Endocrine disruptor researcher faked dataJunkScience.com reports a disturbing incident that seems to be part of a trend. Remember the scare over chemicals, including pesticides, that supposedly acted as endocrine disruptors? Endocrine disruptors purportedly interfered with our bodies' hormonal systems, potentially harming all sorts of growth and developmental processes.
One of the original research papers that got this whole thing started, published in in the journal "Science" in 1996, was eventually retracted. Neither the author nor any other researchers could duplicate the findings. At first, it only seemed that Arnold was guilty of bad science. Unfortunately, it's even uglier than that.

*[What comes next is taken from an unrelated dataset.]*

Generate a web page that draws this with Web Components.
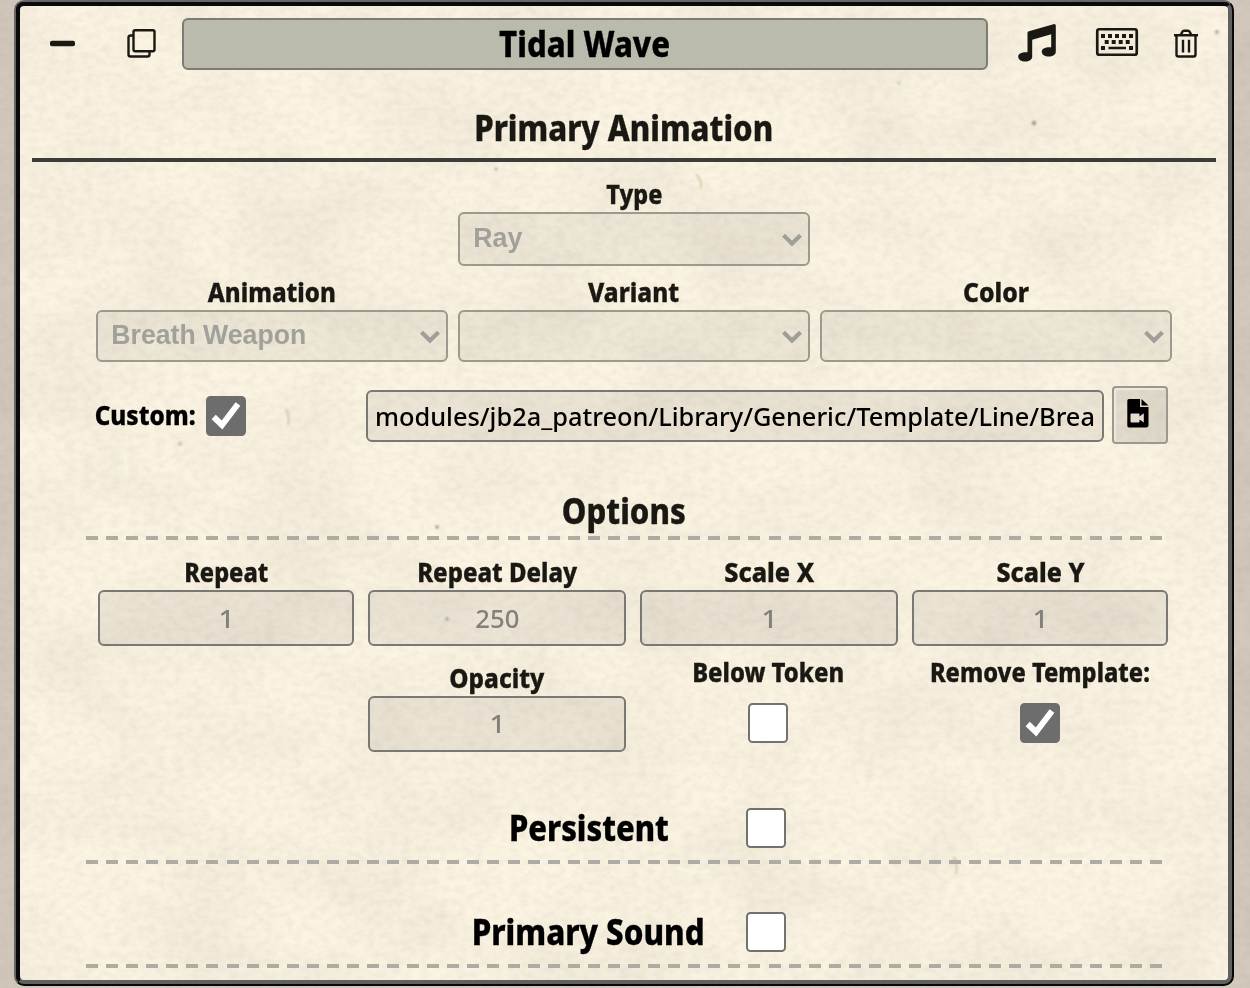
<!DOCTYPE html>
<html lang="en">
<head>
<meta charset="utf-8">
<title>Tidal Wave</title>
<style>
html,body{margin:0;height:100%;overflow:hidden}
body{background:#d3cabd;font-family:"Noto Sans","Open Sans",sans-serif;color:#191813}
</style>
</head>
<body>
<animation-app></animation-app>
<script>
const define = (name, html, setup) => customElements.define(name, class extends HTMLElement {
  connectedCallback() {
    if (this.shadowRoot) return;
    const t = document.createElement('template');
    t.innerHTML = html;
    this.attachShadow({mode: 'open'}).append(t.content.cloneNode(true));
    if (setup) setup(this, this.shadowRoot);
  }
});

// Mottled parchment surface
define('paper-texture', `<style>
:host{position:absolute;inset:0;display:block;overflow:hidden;z-index:-1}
svg{display:block;width:100%;height:100%}
.fibres{display:none}:host([fibres]) .fibres{display:inline}
</style>
<svg>
<filter id="fine" x="0" y="0" width="100%" height="100%" color-interpolation-filters="sRGB"><feTurbulence type="fractalNoise" baseFrequency=".11 .15" numOctaves="3" seed="8"/><feColorMatrix values="0 0 0 0 .5  0 0 0 0 .46  0 0 0 0 .38  .15 0 0 0 -.053"/></filter>
<filter id="large" x="0" y="0" width="100%" height="100%" color-interpolation-filters="sRGB"><feTurbulence type="fractalNoise" baseFrequency=".009 .012" numOctaves="4" seed="21"/><feColorMatrix values="0 0 0 0 .55  0 0 0 0 .52  0 0 0 0 .47  .17 0 0 0 -.06"/></filter>
<filter id="soft"><feGaussianBlur stdDeviation=".8"/></filter>
<rect width="100%" height="100%" filter="url(#large)"/><rect width="100%" height="100%" filter="url(#fine)"/>
<g class="fibres" filter="url(#soft)" fill="none" stroke-width="2">
<path d="M676 168Q682 174 681 182M266 403Q270 411 268 419M934 851Q938 859 936 868" stroke="#b9b487" opacity=".6"/>
<path d="M612 245 624 260M104 447Q108 458 106 470M1128 450 1132 466M656 862Q675 869 690 864" stroke="#f8f8e9"/>
<g fill="#9a9588" stroke="none"><circle cx="1014" cy="117" r="2.200"/><circle cx="1197" cy="26" r="1.800"/><circle cx="417" cy="521" r="1.800"/><circle cx="476" cy="163" r="1.300"/><circle cx="160" cy="438" r="1.800" opacity=".6"/><circle cx="427" cy="613" r="2" fill="#a9b9b1"/><circle cx="879" cy="77" r="2" fill="#c8cec4"/></g>
</g>
</svg>`);

// Label squeezed to a condensed measure
define('fit-text', `<style>
:host{display:inline-flex;justify-content:center;align-items:center;white-space:pre;flex:none;font-size:27px;font-weight:800;height:37px;line-height:37px;-webkit-text-stroke:.35px currentColor}
:host([big]){font-size:35.5px;height:50px;line-height:50px;padding-bottom:2px}
:host([light]){font-size:26px;font-weight:500;-webkit-text-stroke:0}
:host([arial]){font-family:"Liberation Sans",Arial,sans-serif;font-weight:700;-webkit-text-stroke:0;margin-left:-1px}
span{flex:none;display:block}
</style><span><slot></slot></span>`, (el, root) => {
  const s = root.querySelector('span'), w = +el.getAttribute('w');
  el.style.width = w + 'px';
  s.style.transform = `scaleX(${w / s.getBoundingClientRect().width})`;
});

define('ui-icon', `<style>:host{display:block;flex:none}svg{display:block;overflow:visible}</style><div></div>`, (el, root) => {
  root.querySelector('div').innerHTML = {
    minus: '<svg width="25" height="6"><rect width="25" height="5.400" y="-.2" rx="2" fill="#191813"/></svg>',
    copy: '<svg width="28" height="29" fill="none" stroke="#191813" stroke-width="2.400"><rect x="5.500" y=".2" width="21" height="21" rx="1.600"/><path d="M5.500 5.500H2.500Q.5 5.500 .5 7.500V24.500Q.5 26.500 2.500 26.500H19.500Q21.500 26.500 21.500 24.500V21.500"/></svg>',
    music: '<svg width="38" height="38" fill="#191813"><path d="M9.500 9Q9.500 7.700 10.800 7.300L35.500.2Q37.800-.3 37.800 1.700V27.500C37.800 30.700 34.700 32.500 30.800 32.500S23.800 30.900 23.800 27.800 27.200 23 33.200 23.300V10.200L14.200 15.700V32.500C14.200 35.700 11 37.500 7.200 37.500S.2 35.900.2 32.800 3.500 28 9.500 28.300Z"/></svg>',
    keyboard: '<svg width="42" height="28"><rect x="1.250" y="1.250" width="39.500" height="25.500" rx="2" fill="none" stroke="#191813" stroke-width="2.700"/><path fill="#191813" d="M5 6h4v4H5zm7 0h4v4h-4zm7 0h4v4h-4zm7 0h4v4h-4zm7 0h4v4h-4zM8.700 12h4v4h-4zm7 0h4v4h-4zm7 0h4v4h-4zm7 0h4v4h-4zM5 18h4v4H5zm28 0h4v4h-4zM12.500 18.800h17.500v2.400H12.500z"/></svg>',
    trash: '<svg width="24" height="28" fill="none" stroke="#191813" stroke-width="2.400"><path d="M0 5.200H24" stroke-width="2.500"/><path d="M6.500 5.200 8.500 1.700Q9 .8 10 .8H14Q15 .8 15.500 1.700L17.500 5.200M2.500 5.500V24.500Q2.500 26.500 4.500 26.500H19.500Q21.500 26.500 21.500 24.500V5.500M9 9.800V22.500M15 9.800V22.500"/></svg>',
    video: '<svg width="22" height="29"><path fill="#000" d="M2 0H13V8H21.500V26Q21.500 28.500 19 28.500H2Q.3 28.500.3 26.500V2Q.3 0 2 0Z"/><path fill="#000" d="M14.500 0 21.500 6.500H14.500Z"/><path fill="#e3dccf" d="M4.500 14.500H11.500Q12.500 14.500 12.500 15.500V17.500L16.800 14.200V23.500L12.500 20.500V22.500Q12.500 23.500 11.500 23.500H4.500Q3.500 23.500 3.500 22.500V15.500Q3.500 14.500 4.500 14.500Z"/></svg>',
    chevron: '<svg width="20" height="14" fill="none" stroke="#a09e98" stroke-width="4.200"><path d="M1.500 3.300 10 11.500 18.500 3.300"/></svg>'
  }[el.getAttribute('name')];
});

define('check-box', `<style>
:host{display:block;flex:none;box-sizing:border-box;width:40px;height:40px;border:2px solid #727272;border-radius:4.500px;background:#fff}
:host([checked]){background:#6d6d6d;border-color:#6d6d6d}
svg{display:none}:host([checked]) svg{display:block}
</style><svg width="36" height="36"><path d="M5.700 19 14 27 30 6" fill="none" stroke="#fff" stroke-width="6"/></svg>`);

define('field-box', `<style>
:host{display:flex;box-sizing:border-box;align-items:center;justify-content:center;height:56px;border:2px solid #797872;border-radius:6px;background:rgba(110,100,95,.1);color:#82807a}
</style><slot></slot>`);

define('select-box', `<style>
:host{display:flex;box-sizing:border-box;align-items:center;justify-content:space-between;height:52px;border:2px solid #9b9990;border-radius:6px;background:rgba(110,100,95,.085);color:#a2a09a;padding:0 6px 1px 14px}
ui-icon{margin-left:auto}
</style><slot></slot><ui-icon name="chevron"></ui-icon>`);

define('labelled-field', `<style>:host{display:flex;flex-direction:column}.l{display:flex;justify-content:center;height:37px}</style>
<div class="l"><slot name="label"></slot></div><slot></slot>`);

define('dashed-rule', `<style>:host{display:block;width:1076px;height:4px;margin-left:66px;background:repeating-linear-gradient(90deg,#aeaba4 0 12px,transparent 12px 20.075px)}</style>`);

define('panel-header', `<style>
:host{display:grid;grid-template-columns:162px 806px 240px;height:52px;align-items:center}
.side{display:flex;align-items:center;height:52px}
.title{box-sizing:border-box;height:52px;border:2px solid #7c7c74;border-radius:6px;background:#babbad;color:#000;display:flex;justify-content:center;align-items:center}
.left{padding-left:29.500px;gap:53px}.right{padding-left:30px;gap:40px}
.right ui-icon:last-child{margin-left:-4px}
</style>
<div class="side left"><ui-icon name="minus"></ui-icon><ui-icon name="copy"></ui-icon></div>
<div class="title"><fit-text big w="171"><slot></slot></fit-text></div>
<div class="side right"><ui-icon name="music" style="margin-top:-3px"></ui-icon><ui-icon name="keyboard" style="margin-top:-4px"></ui-icon><ui-icon name="trash"></ui-icon></div>`);

define('custom-row', `<style>
:host{display:grid;grid-template-columns:110px 160px 738px 56px;height:58px;align-items:center;padding-left:76px;color:#000}
field-box{height:52px;color:#000}
.button{box-sizing:border-box;margin-left:8px;width:56px;height:58px;border:2px solid #9b998f;border-radius:4px;background:rgba(120,110,100,.18);box-shadow:inset 2px 2px #eee8da;display:flex;justify-content:center;align-items:center;padding:0 5px 4px 0}
</style>
<fit-text w="101" style="margin:-1px 0 0 -1px">Custom:</fit-text><check-box checked style="margin-top:2px"></check-box>
<field-box style="margin-top:2px"><fit-text light w="720">modules/jb2a_patreon/Library/Generic/Template/Line/Brea</fit-text></field-box>
<div class="button"><ui-icon name="video"></ui-icon></div>`);

define('options-grid', `<style>
:host{display:grid;grid-template-columns:256px 258px 258px 256px;gap:13px 14px;padding-left:78px;align-items:start}
.check{display:flex;flex-direction:column;align-items:center;gap:13px;margin-top:-6px}
</style>
<labelled-field><fit-text slot="label" w="84">Repeat</fit-text><field-box><fit-text light w="16">1</fit-text></field-box></labelled-field>
<labelled-field><fit-text slot="label" w="160">Repeat Delay</fit-text><field-box><fit-text light w="44">250</fit-text></field-box></labelled-field>
<labelled-field><fit-text slot="label" w="90">Scale X</fit-text><field-box><fit-text light w="16">1</fit-text></field-box></labelled-field>
<labelled-field><fit-text slot="label" w="88">Scale Y</fit-text><field-box><fit-text light w="16">1</fit-text></field-box></labelled-field>
<div></div>
<labelled-field><fit-text slot="label" w="95">Opacity</fit-text><field-box><fit-text light w="16" style="margin-top:-2px">1</fit-text></field-box></labelled-field>
<div class="check" style="margin-left:-2px"><fit-text w="152">Below Token</fit-text><check-box></check-box></div>
<div class="check"><fit-text w="220">Remove Template:</fit-text><check-box checked></check-box></div>`);

define('toggle-heading', `<style>
:host{display:flex;height:52px;align-items:center;justify-content:flex-end;box-sizing:border-box;width:766px;color:#000}
check-box{margin-left:var(--gap)}
</style><slot></slot><check-box></check-box>`);

define('animation-app', `<style>
:host{display:block;position:relative;z-index:0;height:988px;padding-left:14px;box-sizing:border-box}
.frame{box-sizing:border-box;position:relative;z-index:0;width:1220px;height:986px;border:2px solid;border-color:#666 #080808 #080808 #666;border-radius:10px;background:#080808}
.paper{box-sizing:border-box;position:relative;z-index:0;width:1216px;height:982px;border:4px solid;border-color:#0a0a0c #606060 #606060 #0a0a0c;border-radius:8px;background:#fbf4e3;padding-top:12px;overflow:hidden}
.heading{display:flex;justify-content:center;height:52px}
.rule{height:4px;margin:4px 12px 0;background:#3e3c38}
.selects{display:grid;grid-template-columns:352px 352px 352px;column-gap:10px;padding-left:76px}
</style>
<paper-texture></paper-texture>
<div class="frame"><div class="paper"><paper-texture fibres></paper-texture>
<panel-header>Tidal Wave</panel-header>
<div class="heading" style="margin-top:32px"><fit-text big w="299">Primary Animation</fit-text></div>
<div class="rule"></div>
<div class="selects" style="margin-top:13px"><div></div><labelled-field><fit-text slot="label" w="56">Type</fit-text><select-box style="height:54px"><fit-text arial w="49">Ray</fit-text></select-box></labelled-field></div>
<div class="selects" style="margin-top:7px">
<labelled-field><fit-text slot="label" w="128">Animation</fit-text><select-box><fit-text arial w="195">Breath Weapon</fit-text></select-box></labelled-field>
<labelled-field><fit-text slot="label" w="91">Variant</fit-text><select-box></select-box></labelled-field>
<labelled-field><fit-text slot="label" w="66">Color</fit-text><select-box></select-box></labelled-field></div>
<custom-row style="margin-top:24px"></custom-row>
<div class="heading" style="margin-top:40px"><fit-text big w="124" style="padding-bottom:0;height:52px;line-height:52px">Options</fit-text></div>
<dashed-rule></dashed-rule>
<options-grid style="margin-top:13px"></options-grid>
<toggle-heading style="margin-top:50px;--gap:77px"><fit-text big w="160">Persistent</fit-text></toggle-heading>
<dashed-rule style="margin-top:6px"></dashed-rule>
<toggle-heading style="margin-top:42px;--gap:41px"><fit-text big w="233">Primary Sound</fit-text></toggle-heading>
<dashed-rule style="margin-top:6px"></dashed-rule>
</div></div>`);
</script>
</body>
</html>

The federal Office of Research Integrity has determined that Arnold "committed scientific misconduct by intentionally falsifying the research results published in the journal Science and by providing falsified and fabricated materials to investigating officials," and that "there is no original data or other corroborating evidence to support the research results and conclusions reported in the Science paper as a whole."
The penalty? A five-year ban on receiving federal grant money. Apparently, grant money has a tendency to corrupt. This case resembles the recent revelation of a California researcher who claimed to have linked power lines to increased cancer risk. More grant money was in the offing, until it was discovered that this investigator had faked much of his evidence.
Despite this news -- as well as abundant subsequent scientific evidence that endocrine disruptors pose little or no threat -- the EPA continues to require the chemical industry to spend millions of dollars screening chemicals for endocrine disrupting properties.